For Ronan photography wasn’t a set path in terms of a career. “I kind of fell into photography,” she says, explaining how she initially wanted to be a stylist first but after assisting for three months concluded that, “I didn’t like clothes that much and realised I way preferred faces, people and stories.”
From there Ronan began photographing everyone she could, which was pretty much anyone who let her, eventually settling on only taking photographs of those who interested her, and only in natural light too. For a while she also coupled her photography work with retail which set her up for the task of going full time with her creative medium. “If anyone has worked in Stratford Westfield like I have you can kind of deal with any other situation,” she joked.

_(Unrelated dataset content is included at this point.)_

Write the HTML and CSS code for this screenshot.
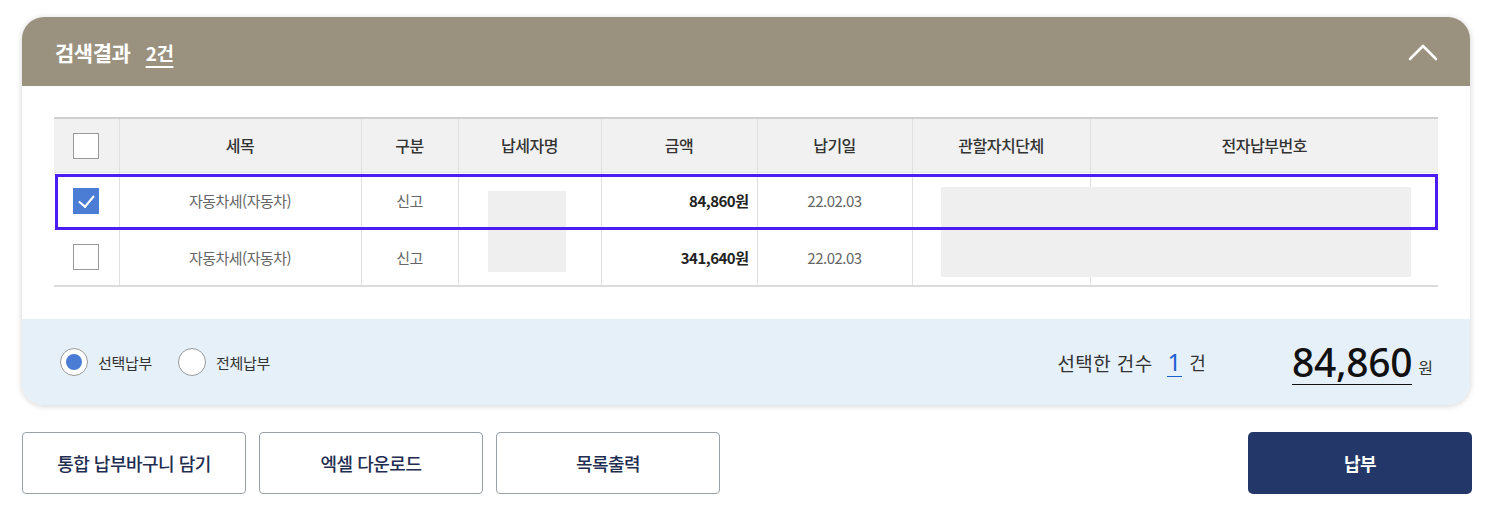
FILE: index.html
```html
<!DOCTYPE html>
<html lang="ko">
<head>
  <meta charset="UTF-8">
  <meta name="viewport" content="width=device-width, initial-scale=1.0">
  <title>검색결과</title>
  <link rel="stylesheet" href="styles.css">
</head>
<body>
  <div class="result">
    <div class="result-head">
      <h2>검색결과 <span class="count">2건</span></h2>
      <svg class="toggle" width="30" height="18" viewBox="0 0 30 18">
        <path d="M2 16 L15 3 L28 16" fill="none" stroke="#fff" stroke-width="2.6" stroke-linecap="round" stroke-linejoin="round"/>
      </svg>
    </div>

    <div class="result-body">
      <div class="table-wrap">
        <table>
          <colgroup>
            <col style="width:65px">
            <col style="width:242px">
            <col style="width:97px">
            <col style="width:143px">
            <col style="width:156px">
            <col style="width:155px">
            <col style="width:178px">
            <col>
          </colgroup>
          <thead>
            <tr>
              <th><span class="check"></span></th>
              <th>세목</th>
              <th>구분</th>
              <th>납세자명</th>
              <th>금액</th>
              <th>납기일</th>
              <th>관할자치단체</th>
              <th>전자납부번호</th>
            </tr>
          </thead>
          <tbody>
            <tr>
              <td><span class="check on"></span></td>
              <td>자동차세(자동차)</td>
              <td>신고</td>
              <td></td>
              <td class="amount">84,860원</td>
              <td>22.02.03</td>
              <td></td>
              <td></td>
            </tr>
            <tr>
              <td><span class="check"></span></td>
              <td>자동차세(자동차)</td>
              <td>신고</td>
              <td></td>
              <td class="amount">341,640원</td>
              <td>22.02.03</td>
              <td></td>
              <td></td>
            </tr>
          </tbody>
        </table>
        <div class="mask mask-name"></div>
        <div class="mask mask-num"></div>
        <div class="highlight"></div>
      </div>
    </div>

    <div class="result-foot">
      <div class="radios">
        <label class="radio"><span class="dot on"></span>선택납부</label>
        <label class="radio"><span class="dot"></span>전체납부</label>
      </div>
      <div class="summary">
        <span class="label">선택한 건수</span>
        <span class="num">1</span>
        <span class="unit">건</span>
        <span class="total">84,860</span>
        <span class="won">원</span>
      </div>
    </div>
  </div>

  <div class="actions">
    <button class="btn">통합 납부바구니 담기</button>
    <button class="btn">엑셀 다운로드</button>
    <button class="btn">목록출력</button>
    <button class="btn pay">납부</button>
  </div>
</body>
</html>
```

FILE: styles.css
```css
* { box-sizing: border-box; }
body {
  margin: 0;
  padding: 17px 16px 0 22px;
  font-family: "Noto Sans CJK KR", "Noto Sans", sans-serif;
  color: #333;
  background: #fff;
}

.result {
  width: 1448px;
  border-radius: 22px;
  background: #fff;
  overflow: hidden;
  box-shadow: 0 1px 6px rgba(0, 0, 0, 0.18);
}
.result-head {
  height: 69px;
  background: #9b917f;
  display: flex;
  align-items: center;
  justify-content: space-between;
  padding: 0 32px 0 33px;
}
.result-head h2 {
  margin: 0;
  color: #fff;
  font-size: 21px;
  font-weight: 700;
  letter-spacing: -0.5px;
}
.result-head .count {
  margin-left: 10px;
  font-size: 19px;
  text-decoration: underline;
  text-underline-offset: 5px;
  text-decoration-thickness: 1.5px;
}

.result-body { padding: 31px 32px 32px; }
.table-wrap { position: relative; }
table {
  width: 100%;
  border-collapse: collapse;
  table-layout: fixed;
  border-top: 2px solid #cfcfcf;
  border-bottom: 2px solid #dcdcdc;
}
th, td {
  border-left: 1px solid #e0e0e0;
  text-align: center;
  padding: 0;
}
th:first-child, td:first-child { border-left: 0; }
th {
  height: 54px;
  background: #f1f1f1;
  font-size: 16px;
  font-weight: 500;
  color: #333;
  letter-spacing: -0.5px;
}
td {
  height: 57px;
  font-size: 15px;
  color: #666;
  letter-spacing: -0.5px;
  border-top: 1px solid #e6e6e6;
}
td.amount {
  text-align: right;
  padding-right: 8px;
  font-weight: 700;
  color: #222;
}

.check {
  display: inline-block;
  width: 26px;
  height: 26px;
  border: 1px solid #999;
  background: #fff;
  vertical-align: middle;
  position: relative;
}
.check.on {
  background: #4a7dd3;
  border-color: #4a7dd3;
}
.check.on::after {
  content: "";
  position: absolute;
  left: 8px;
  top: 3px;
  width: 7px;
  height: 13px;
  border: solid #fff;
  border-width: 0 2.5px 2.5px 0;
  transform: rotate(40deg);
}

.mask {
  position: absolute;
  background: #efefef;
}
.mask-name { left: 434px; top: 74px; width: 78px; height: 81px; }
.mask-num { left: 887px; top: 70px; width: 470px; height: 90px; }
.highlight {
  position: absolute;
  left: 1px;
  top: 57px;
  width: 1383px;
  height: 56px;
  border: 3px solid #4b1cf3;
}

.result-foot {
  height: 86px;
  background: #e6f0f9;
  display: flex;
  align-items: center;
  justify-content: space-between;
  padding: 0 37px 0 38px;
}
.radios { display: flex; gap: 26px; }
.radio {
  display: flex;
  align-items: center;
  font-size: 15px;
  color: #333;
  letter-spacing: -0.3px;
}
.dot {
  width: 28px;
  height: 28px;
  border-radius: 50%;
  border: 1px solid #999;
  background: #fff;
  margin-right: 10px;
  position: relative;
}
.dot.on::after {
  content: "";
  position: absolute;
  left: 5px;
  top: 5px;
  width: 16px;
  height: 16px;
  border-radius: 50%;
  background: #4a7dd3;
}

.summary {
  display: flex;
  align-items: center;
  color: #333;
}
.summary .label { font-size: 19px; letter-spacing: 0.4px; }
.summary .num {
  margin-left: 14px;
  font-size: 24px;
  color: #1a5fd0;
  font-family: "Noto Sans", sans-serif;
  border-bottom: 1.5px solid #1a5fd0;
  line-height: 28px;
  padding: 0 1px;
}
.summary .unit { margin-left: 7px; font-size: 18px; }
.summary .total {
  margin-left: 86px;
  font-family: "Noto Sans", sans-serif;
  font-size: 39px;
  font-weight: 500;
  color: #111;
  line-height: 44px;
  border-bottom: 1.5px solid #111;
  letter-spacing: -0.3px;
}
.summary .won { margin-left: 6px; font-size: 16px; margin-top: 10px; }

.actions {
  display: flex;
  gap: 13px;
  margin-top: 27px;
  width: 1450px;
}
.btn {
  width: 224px;
  height: 62px;
  border: 1px solid #9aa0a8;
  border-radius: 4px;
  background: #fff;
  font-family: "Noto Sans CJK KR", sans-serif;
  font-size: 18px;
  font-weight: 500;
  color: #1f2d50;
  letter-spacing: -0.5px;
}
.btn.pay {
  margin-left: auto;
  border: 0;
  border-radius: 5px;
  background: #233869;
  color: #fff;
  font-weight: 700;
}
```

One quality of Ronan’s work she finds people pick up on is the diverse range of people she shoots. “I guess a lot of people say my work is diverse because I shoot a lot of races and ages,” she told the Nicer Tuesdays audience. But Ronan’s attributes this quality to shooting those around her, as well as a desire “to use people that look more like I do to create images that related to me,” she says. “I hope that if somebody younger or somebody sees they feel like they can be empowered by them.”
This was the motivation behind I’m Home, Ronan’s exhibition showcasing the work of black British female photographers. Inspired by a visit to the Tate’s Soul of a Nation exhibition, Ronan wanted to create a platform to not only create an opportunity to see the work of the creatives featured but also saw it as a chance to invest in her own work, “I might not be the first person that gets a job and it’s important that I put money into my own work not just to give me space, but other people too.”
From there Ronan emailed some of her dream collaborators, noting how she’s a “master of email and bargain until someone replies…” and created exhibition that was more of a living room than gallery space. I’m Home featured supper clubs, talks, workshops and a film night all to help people engage with the space. “To me, home is somewhere where I can kick back and read, and I don’t feel rushed,” points out Ronan. “I feel like a lot of times when I go to galleries I go in, I see the work, I come in and go out and I don’t relate to the space.”
Instead Ronan created the opposite, one that felt open to everyone.